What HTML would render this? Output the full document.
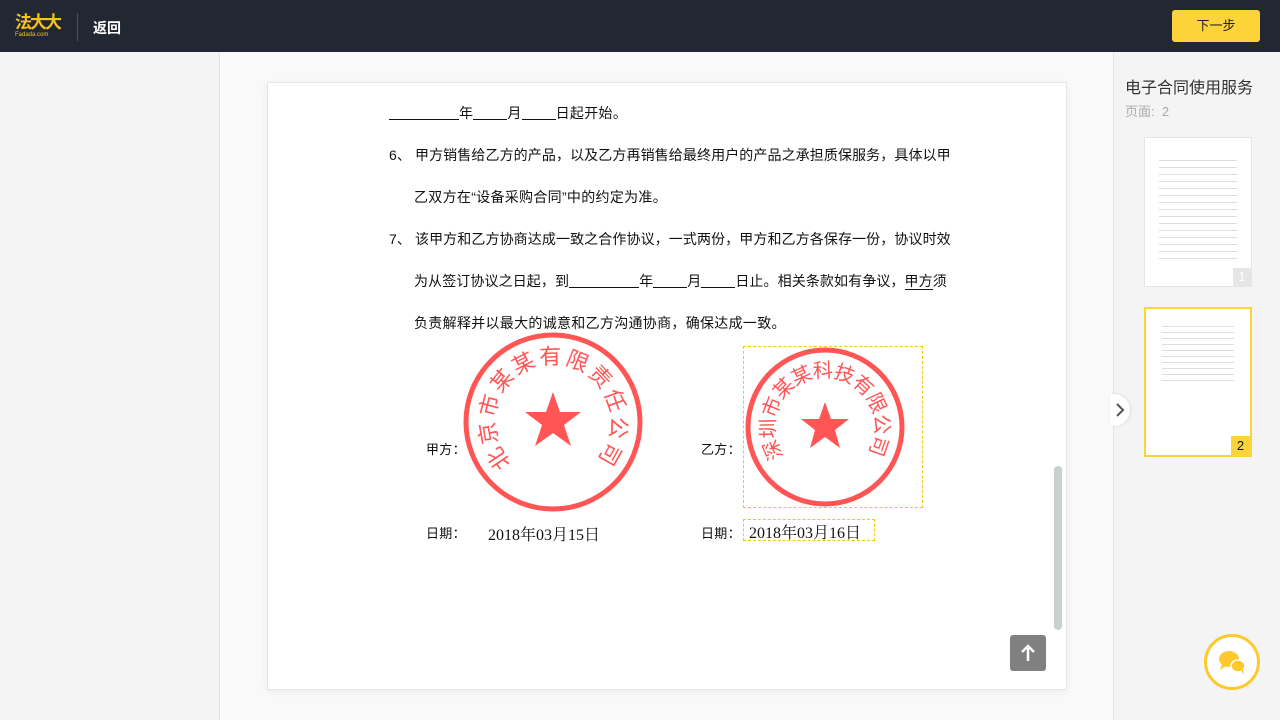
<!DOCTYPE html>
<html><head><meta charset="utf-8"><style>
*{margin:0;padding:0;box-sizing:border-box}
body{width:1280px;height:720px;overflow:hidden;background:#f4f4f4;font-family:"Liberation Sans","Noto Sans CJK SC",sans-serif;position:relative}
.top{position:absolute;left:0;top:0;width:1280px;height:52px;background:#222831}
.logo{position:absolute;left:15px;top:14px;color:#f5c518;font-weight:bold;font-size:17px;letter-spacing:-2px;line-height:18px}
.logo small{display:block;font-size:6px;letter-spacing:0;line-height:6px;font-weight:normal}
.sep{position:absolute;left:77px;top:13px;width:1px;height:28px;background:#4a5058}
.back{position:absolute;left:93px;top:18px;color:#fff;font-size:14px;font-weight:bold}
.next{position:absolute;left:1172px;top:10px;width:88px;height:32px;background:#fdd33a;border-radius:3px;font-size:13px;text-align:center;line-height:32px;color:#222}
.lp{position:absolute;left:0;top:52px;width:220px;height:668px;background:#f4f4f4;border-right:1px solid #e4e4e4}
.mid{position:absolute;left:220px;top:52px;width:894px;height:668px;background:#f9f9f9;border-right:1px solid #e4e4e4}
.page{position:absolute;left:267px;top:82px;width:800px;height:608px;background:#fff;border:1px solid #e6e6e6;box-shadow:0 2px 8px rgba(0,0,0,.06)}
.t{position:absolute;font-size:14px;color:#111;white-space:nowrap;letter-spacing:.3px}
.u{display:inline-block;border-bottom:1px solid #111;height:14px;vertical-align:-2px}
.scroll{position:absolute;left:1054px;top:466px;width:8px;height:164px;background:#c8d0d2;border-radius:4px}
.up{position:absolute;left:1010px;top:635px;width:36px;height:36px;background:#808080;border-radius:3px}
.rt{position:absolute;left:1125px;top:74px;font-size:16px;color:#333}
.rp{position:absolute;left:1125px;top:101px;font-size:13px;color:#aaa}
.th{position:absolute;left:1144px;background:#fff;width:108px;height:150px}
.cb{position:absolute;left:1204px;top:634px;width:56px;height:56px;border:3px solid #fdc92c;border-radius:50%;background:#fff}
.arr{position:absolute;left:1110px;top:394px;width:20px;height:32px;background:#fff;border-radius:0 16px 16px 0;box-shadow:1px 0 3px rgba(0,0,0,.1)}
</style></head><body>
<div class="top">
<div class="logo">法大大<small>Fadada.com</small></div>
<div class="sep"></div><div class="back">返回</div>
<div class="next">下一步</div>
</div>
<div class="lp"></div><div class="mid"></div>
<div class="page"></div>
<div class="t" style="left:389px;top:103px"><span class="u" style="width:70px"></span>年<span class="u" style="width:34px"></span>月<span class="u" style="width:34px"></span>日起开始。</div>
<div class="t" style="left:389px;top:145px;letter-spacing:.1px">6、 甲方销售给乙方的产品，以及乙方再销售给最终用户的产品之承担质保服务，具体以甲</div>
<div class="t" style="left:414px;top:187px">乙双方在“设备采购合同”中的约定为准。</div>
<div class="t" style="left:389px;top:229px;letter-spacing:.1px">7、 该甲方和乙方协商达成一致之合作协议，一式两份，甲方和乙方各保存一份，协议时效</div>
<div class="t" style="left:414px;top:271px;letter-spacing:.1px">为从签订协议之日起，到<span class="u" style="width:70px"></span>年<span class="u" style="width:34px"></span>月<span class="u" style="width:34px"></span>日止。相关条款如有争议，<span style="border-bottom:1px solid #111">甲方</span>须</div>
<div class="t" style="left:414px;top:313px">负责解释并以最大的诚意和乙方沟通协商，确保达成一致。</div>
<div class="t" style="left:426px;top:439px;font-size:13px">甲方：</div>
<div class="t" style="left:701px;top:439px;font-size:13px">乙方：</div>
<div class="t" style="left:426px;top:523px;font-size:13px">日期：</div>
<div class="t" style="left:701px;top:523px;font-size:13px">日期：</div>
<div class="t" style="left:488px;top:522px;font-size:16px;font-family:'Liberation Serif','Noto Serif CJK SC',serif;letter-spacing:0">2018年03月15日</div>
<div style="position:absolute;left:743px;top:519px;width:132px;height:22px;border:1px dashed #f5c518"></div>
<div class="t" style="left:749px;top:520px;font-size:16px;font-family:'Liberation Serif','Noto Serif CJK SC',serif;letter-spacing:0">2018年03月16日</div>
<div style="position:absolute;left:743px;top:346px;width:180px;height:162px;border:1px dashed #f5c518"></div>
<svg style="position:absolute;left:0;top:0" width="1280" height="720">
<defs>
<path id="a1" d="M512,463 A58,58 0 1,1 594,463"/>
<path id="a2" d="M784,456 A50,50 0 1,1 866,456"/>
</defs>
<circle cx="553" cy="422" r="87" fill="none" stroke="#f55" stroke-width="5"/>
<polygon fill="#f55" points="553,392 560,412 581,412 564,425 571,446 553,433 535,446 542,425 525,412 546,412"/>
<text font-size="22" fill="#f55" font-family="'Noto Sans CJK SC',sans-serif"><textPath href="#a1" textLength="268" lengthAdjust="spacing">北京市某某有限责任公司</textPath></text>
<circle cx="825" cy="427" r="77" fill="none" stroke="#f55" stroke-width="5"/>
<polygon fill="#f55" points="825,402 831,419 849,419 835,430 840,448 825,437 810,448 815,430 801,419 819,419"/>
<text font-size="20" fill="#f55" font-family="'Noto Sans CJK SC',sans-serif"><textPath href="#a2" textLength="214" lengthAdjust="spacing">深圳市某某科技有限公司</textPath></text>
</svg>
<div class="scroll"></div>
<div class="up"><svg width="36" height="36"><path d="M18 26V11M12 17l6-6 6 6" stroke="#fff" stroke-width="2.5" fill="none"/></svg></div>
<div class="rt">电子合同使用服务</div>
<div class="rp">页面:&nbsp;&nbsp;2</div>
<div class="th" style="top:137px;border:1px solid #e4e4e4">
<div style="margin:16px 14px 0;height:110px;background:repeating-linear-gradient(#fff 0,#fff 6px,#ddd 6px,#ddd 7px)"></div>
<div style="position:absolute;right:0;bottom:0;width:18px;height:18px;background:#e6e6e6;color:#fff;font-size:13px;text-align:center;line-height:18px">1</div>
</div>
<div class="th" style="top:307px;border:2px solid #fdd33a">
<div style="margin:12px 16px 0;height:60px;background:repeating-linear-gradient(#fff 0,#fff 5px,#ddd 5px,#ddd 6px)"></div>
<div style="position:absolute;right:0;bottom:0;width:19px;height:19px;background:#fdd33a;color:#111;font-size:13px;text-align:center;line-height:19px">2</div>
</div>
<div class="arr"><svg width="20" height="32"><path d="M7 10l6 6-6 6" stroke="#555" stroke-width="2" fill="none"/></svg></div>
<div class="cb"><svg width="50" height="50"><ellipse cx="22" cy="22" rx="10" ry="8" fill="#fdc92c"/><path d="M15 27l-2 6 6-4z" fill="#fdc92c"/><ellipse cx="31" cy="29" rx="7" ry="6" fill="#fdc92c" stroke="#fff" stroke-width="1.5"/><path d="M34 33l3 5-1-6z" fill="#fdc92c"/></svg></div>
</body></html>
------------------------------------------------
TASK STATEMENT
Print each line of the material above exactly, with the pictures removed from your copy.

TASK RESPONSE
What HTML would render this? Output the full document.
<!DOCTYPE html>
<html><head><meta charset="utf-8"><style>
*{margin:0;padding:0;box-sizing:border-box}
body{width:1280px;height:720px;overflow:hidden;background:#f4f4f4;font-family:"Liberation Sans","Noto Sans CJK SC",sans-serif;position:relative}
.top{position:absolute;left:0;top:0;width:1280px;height:52px;background:#222831}
.logo{position:absolute;left:15px;top:14px;color:#f5c518;font-weight:bold;font-size:17px;letter-spacing:-2px;line-height:18px}
.logo small{display:block;font-size:6px;letter-spacing:0;line-height:6px;font-weight:normal}
.sep{position:absolute;left:77px;top:13px;width:1px;height:28px;background:#4a5058}
.back{position:absolute;left:93px;top:18px;color:#fff;font-size:14px;font-weight:bold}
.next{position:absolute;left:1172px;top:10px;width:88px;height:32px;background:#fdd33a;border-radius:3px;font-size:13px;text-align:center;line-height:32px;color:#222}
.lp{position:absolute;left:0;top:52px;width:220px;height:668px;background:#f4f4f4;border-right:1px solid #e4e4e4}
.mid{position:absolute;left:220px;top:52px;width:894px;height:668px;background:#f9f9f9;border-right:1px solid #e4e4e4}
.page{position:absolute;left:267px;top:82px;width:800px;height:608px;background:#fff;border:1px solid #e6e6e6;box-shadow:0 2px 8px rgba(0,0,0,.06)}
.t{position:absolute;font-size:14px;color:#111;white-space:nowrap;letter-spacing:.3px}
.u{display:inline-block;border-bottom:1px solid #111;height:14px;vertical-align:-2px}
.scroll{position:absolute;left:1054px;top:466px;width:8px;height:164px;background:#c8d0d2;border-radius:4px}
.up{position:absolute;left:1010px;top:635px;width:36px;height:36px;background:#808080;border-radius:3px}
.rt{position:absolute;left:1125px;top:74px;font-size:16px;color:#333}
.rp{position:absolute;left:1125px;top:101px;font-size:13px;color:#aaa}
.th{position:absolute;left:1144px;background:#fff;width:108px;height:150px}
.cb{position:absolute;left:1204px;top:634px;width:56px;height:56px;border:3px solid #fdc92c;border-radius:50%;background:#fff}
.arr{position:absolute;left:1110px;top:394px;width:20px;height:32px;background:#fff;border-radius:0 16px 16px 0;box-shadow:1px 0 3px rgba(0,0,0,.1)}
</style></head><body>
<div class="top">
<div class="logo">法大大<small>Fadada.com</small></div>
<div class="sep"></div><div class="back">返回</div>
<div class="next">下一步</div>
</div>
<div class="lp"></div><div class="mid"></div>
<div class="page"></div>
<div class="t" style="left:389px;top:103px"><span class="u" style="width:70px"></span>年<span class="u" style="width:34px"></span>月<span class="u" style="width:34px"></span>日起开始。</div>
<div class="t" style="left:389px;top:145px;letter-spacing:.1px">6、 甲方销售给乙方的产品，以及乙方再销售给最终用户的产品之承担质保服务，具体以甲</div>
<div class="t" style="left:414px;top:187px">乙双方在“设备采购合同”中的约定为准。</div>
<div class="t" style="left:389px;top:229px;letter-spacing:.1px">7、 该甲方和乙方协商达成一致之合作协议，一式两份，甲方和乙方各保存一份，协议时效</div>
<div class="t" style="left:414px;top:271px;letter-spacing:.1px">为从签订协议之日起，到<span class="u" style="width:70px"></span>年<span class="u" style="width:34px"></span>月<span class="u" style="width:34px"></span>日止。相关条款如有争议，<span style="border-bottom:1px solid #111">甲方</span>须</div>
<div class="t" style="left:414px;top:313px">负责解释并以最大的诚意和乙方沟通协商，确保达成一致。</div>
<div class="t" style="left:426px;top:439px;font-size:13px">甲方：</div>
<div class="t" style="left:701px;top:439px;font-size:13px">乙方：</div>
<div class="t" style="left:426px;top:523px;font-size:13px">日期：</div>
<div class="t" style="left:701px;top:523px;font-size:13px">日期：</div>
<div class="t" style="left:488px;top:522px;font-size:16px;font-family:'Liberation Serif','Noto Serif CJK SC',serif;letter-spacing:0">2018年03月15日</div>
<div style="position:absolute;left:743px;top:519px;width:132px;height:22px;border:1px dashed #f5c518"></div>
<div class="t" style="left:749px;top:520px;font-size:16px;font-family:'Liberation Serif','Noto Serif CJK SC',serif;letter-spacing:0">2018年03月16日</div>
<div style="position:absolute;left:743px;top:346px;width:180px;height:162px;border:1px dashed #f5c518"></div>
<svg style="position:absolute;left:0;top:0" width="1280" height="720">
<defs>
<path id="a1" d="M512,463 A58,58 0 1,1 594,463"/>
<path id="a2" d="M784,456 A50,50 0 1,1 866,456"/>
</defs>
<circle cx="553" cy="422" r="87" fill="none" stroke="#f55" stroke-width="5"/>
<polygon fill="#f55" points="553,392 560,412 581,412 564,425 571,446 553,433 535,446 542,425 525,412 546,412"/>
<text font-size="22" fill="#f55" font-family="'Noto Sans CJK SC',sans-serif"><textPath href="#a1" textLength="268" lengthAdjust="spacing">北京市某某有限责任公司</textPath></text>
<circle cx="825" cy="427" r="77" fill="none" stroke="#f55" stroke-width="5"/>
<polygon fill="#f55" points="825,402 831,419 849,419 835,430 840,448 825,437 810,448 815,430 801,419 819,419"/>
<text font-size="20" fill="#f55" font-family="'Noto Sans CJK SC',sans-serif"><textPath href="#a2" textLength="214" lengthAdjust="spacing">深圳市某某科技有限公司</textPath></text>
</svg>
<div class="scroll"></div>
<div class="up"><svg width="36" height="36"><path d="M18 26V11M12 17l6-6 6 6" stroke="#fff" stroke-width="2.5" fill="none"/></svg></div>
<div class="rt">电子合同使用服务</div>
<div class="rp">页面:&nbsp;&nbsp;2</div>
<div class="th" style="top:137px;border:1px solid #e4e4e4">
<div style="margin:16px 14px 0;height:110px;background:repeating-linear-gradient(#fff 0,#fff 6px,#ddd 6px,#ddd 7px)"></div>
<div style="position:absolute;right:0;bottom:0;width:18px;height:18px;background:#e6e6e6;color:#fff;font-size:13px;text-align:center;line-height:18px">1</div>
</div>
<div class="th" style="top:307px;border:2px solid #fdd33a">
<div style="margin:12px 16px 0;height:60px;background:repeating-linear-gradient(#fff 0,#fff 5px,#ddd 5px,#ddd 6px)"></div>
<div style="position:absolute;right:0;bottom:0;width:19px;height:19px;background:#fdd33a;color:#111;font-size:13px;text-align:center;line-height:19px">2</div>
</div>
<div class="arr"><svg width="20" height="32"><path d="M7 10l6 6-6 6" stroke="#555" stroke-width="2" fill="none"/></svg></div>
<div class="cb"><svg width="50" height="50"><ellipse cx="22" cy="22" rx="10" ry="8" fill="#fdc92c"/><path d="M15 27l-2 6 6-4z" fill="#fdc92c"/><ellipse cx="31" cy="29" rx="7" ry="6" fill="#fdc92c" stroke="#fff" stroke-width="1.5"/><path d="M34 33l3 5-1-6z" fill="#fdc92c"/></svg></div>
</body></html>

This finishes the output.